A practical policy is:

first occurrence, annotate the run and preserve artifacts,
repeated occurrence within a rolling window, create or update an issue,
repeated deterministic failure, block the merge and route to code owners.

Use history to guide retry policy, not just current failure text

The best retry policy uses history. If the same test failed three times last week and passed on retry each time, it is a good candidate for targeted retry or quarantine while the root cause is investigated. If the same path has always been stable, a sudden failure is more likely to be a real regression.

You do not need a huge data platform to get value from history. Start with simple questions:

Which tests fail most often on retry?
Which failures happen on only one runner image or one browser version?
Which jobs fail only on pull requests, but not on main?
Which failures disappear when the suite runs alone?

Even a basic CSV export from your CI logs can help identify the highest-value triage targets.

The point of flake history is not to excuse failure, it is to stop treating every failure as equally mysterious.

Split test suites by failure profile when possible

A single monolithic test job makes triage harder. If you know some tests are prone to timing issues while others are stable unit tests, split them.

Useful segmentation patterns include:

unit tests vs integration tests,
browser tests vs API tests,
smoke tests vs full regression,
fast checks on every push, slower checks on a schedule.

This helps with both retry strategy and signal quality. A flaky browser spec should not obscure a clean unit test job. Likewise, a container startup failure should not make the whole suite look broken if the unit layer passed cleanly.

You can combine this with a GitHub Actions matrix to separate environments or browsers.

strategy:
  matrix:
    browser: [chromium, firefox]
    shard: [1, 2, 3]

Matrix builds are especially useful when failures only appear in one browser or shard. That immediately narrows the investigation space.

Treat pipeline debugging as part of the product surface

Teams often invest in test automation but underinvest in pipeline debugging. Yet in a mature CI/CD process, the pipeline itself is part of the system under test. When it fails, it needs observability.

Good pipeline debugging usually includes:

timestamps for each major step,
clear naming for jobs and artifacts,
environment metadata, such as runner OS and image,
dependency versions,
a stable way to reproduce the failure locally or in a dedicated rerun job.

If you rely on ephemeral hosted runners, remember that environment drift can create false flakiness. A failure caused by a new browser version or missing dependency should not be mistaken for a bad test. Capturing the runner version and package lock state helps separate those cases.

A practical workflow design you can adopt this week

If you want something concrete, start with this sequence:

Run tests normally.
On failure, upload artifacts immediately.
Classify the failure using log patterns and test metadata.
Retry only if the classification suggests a transient or known flaky path.
Mark the rerun result as flaky if it eventually passes.
Write a clear job summary and, if needed, open or update a tracking issue.

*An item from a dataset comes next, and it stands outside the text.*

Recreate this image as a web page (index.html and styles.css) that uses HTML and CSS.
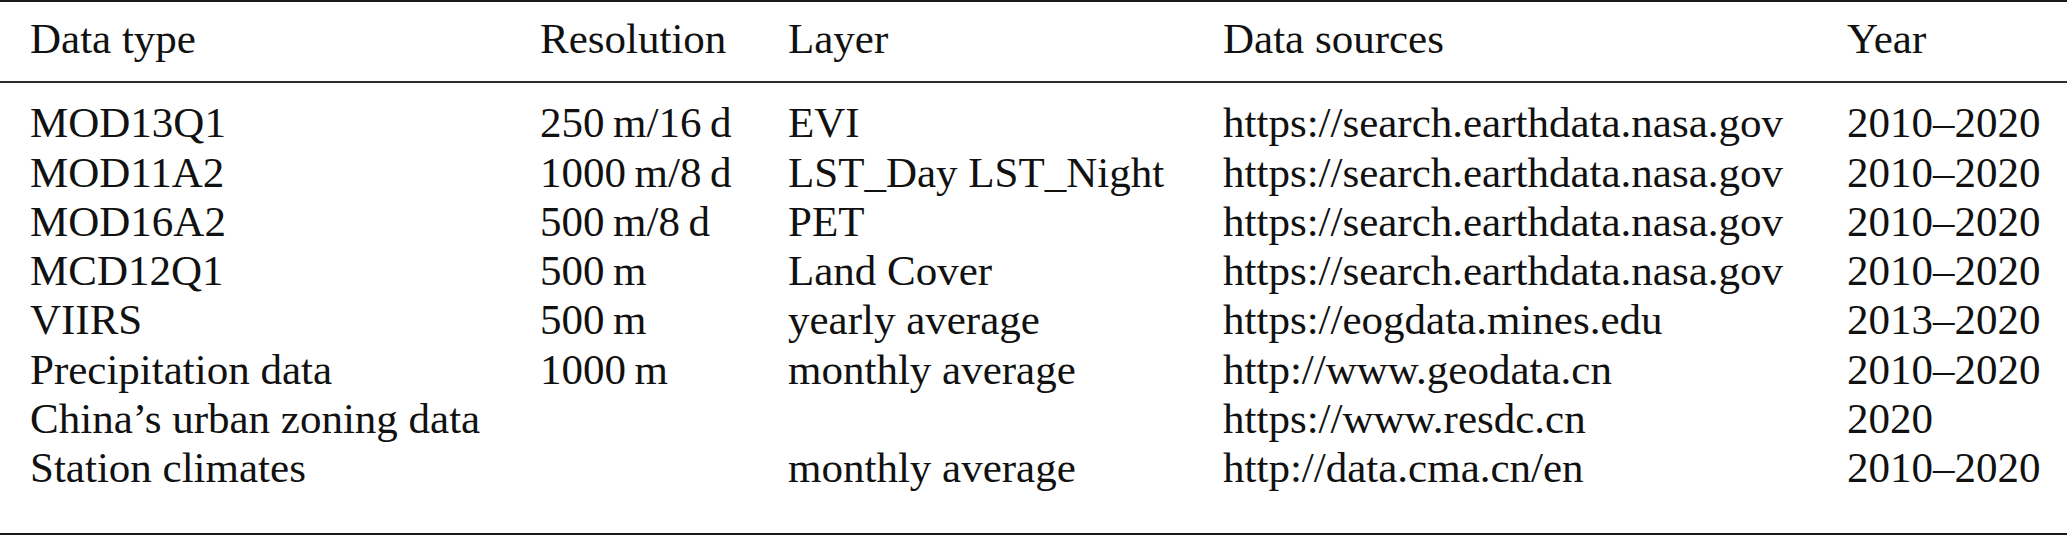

That gives you a useful baseline without overengineering.

Here is a more complete skeleton that ties several of these ideas together.

name: test-triage

on: [pull_request]

jobs: test: runs-on: ubuntu-latest steps: - uses: actions/checkout@v4 - uses: actions/setup-node@v4 with: node-version: 20 - run: npm ci - name: Run tests id: tests run: npm test continue-on-error: true - name: Upload failure artifacts if: steps.tests.outcome == ‘failure’ uses: actions/upload-artifact@v4 with: name: failure-artifacts path: | test-results/ logs/ - name: Classify failure if: steps.tests.outcome == ‘failure’ id: classify run: ./scripts/classify-failure.sh - name: Retry transient failure if: steps.tests.outcome == ‘failure’ && steps.classify.outputs.classification == ‘infra-transient’ run: npm test - name: Write summary if: always() run: | echo “## CI triage” » “$GITHUB_STEP_SUMMARY” echo “Classification: $” » “$GITHUB_STEP_SUMMARY”

This example is intentionally small, because the best workflows are usually the ones the team can maintain. If the logic becomes hard to understand, it will drift or be bypassed.

Common mistakes to avoid

Treating retries as a permanent fix

Retries are a buffer, not a solution. If a test is flaky enough that the retry policy constantly rescues it, the test or the system under test still needs work.

Retrying too broadly

Whole-job retries can hide real issues and waste capacity. Prefer targeted retries where possible.

Not separating first failure from rerun failure

The first failure often has the best evidence. Preserve it.

Losing failure context in parallel jobs

If you shard or matrix your tests, make sure artifacts are tagged by job, browser, and shard number. Otherwise triage becomes a guessing game.

Making no distinction between flaky and deterministic failures

Reviewers need to know which failures are likely code regressions and which are likely environment noise.

When to quarantine, and when not to

Quarantine is tempting because it restores pipeline stability quickly. Use it sparingly.

Quarantine makes sense when:

a test is repeatedly flaky,
the failure is non-deterministic and documented,
the test is valuable but not currently trustworthy,
there is an owner and a fix plan.

Do not quarantine when:

the failure is deterministic,
the suite is small enough that the test can be fixed quickly,
the test covers a critical path and hiding it would lower confidence too much.

A quarantined test should still be visible in reporting. It should not silently disappear from the pipeline.

Closing thoughts

Flaky test triage in GitHub Actions works best when you treat it as a small observability system, not just a retry button. The core idea is simple: preserve evidence, classify failures, retry only when there is a reason, and make the result visible enough that the team can act on it.

That approach does not eliminate flakiness overnight. It does something more useful in the meantime, it stops flaky failures from hiding in plain sight. Once the workflow makes instability obvious, teams can decide whether to fix the test, isolate the environment issue, or tighten the pipeline signal.

For DevOps engineers, SDETs, frontend engineers, and QA leads, that is usually the difference between a CI system that slows the team down and one that helps the team move quickly with confidence.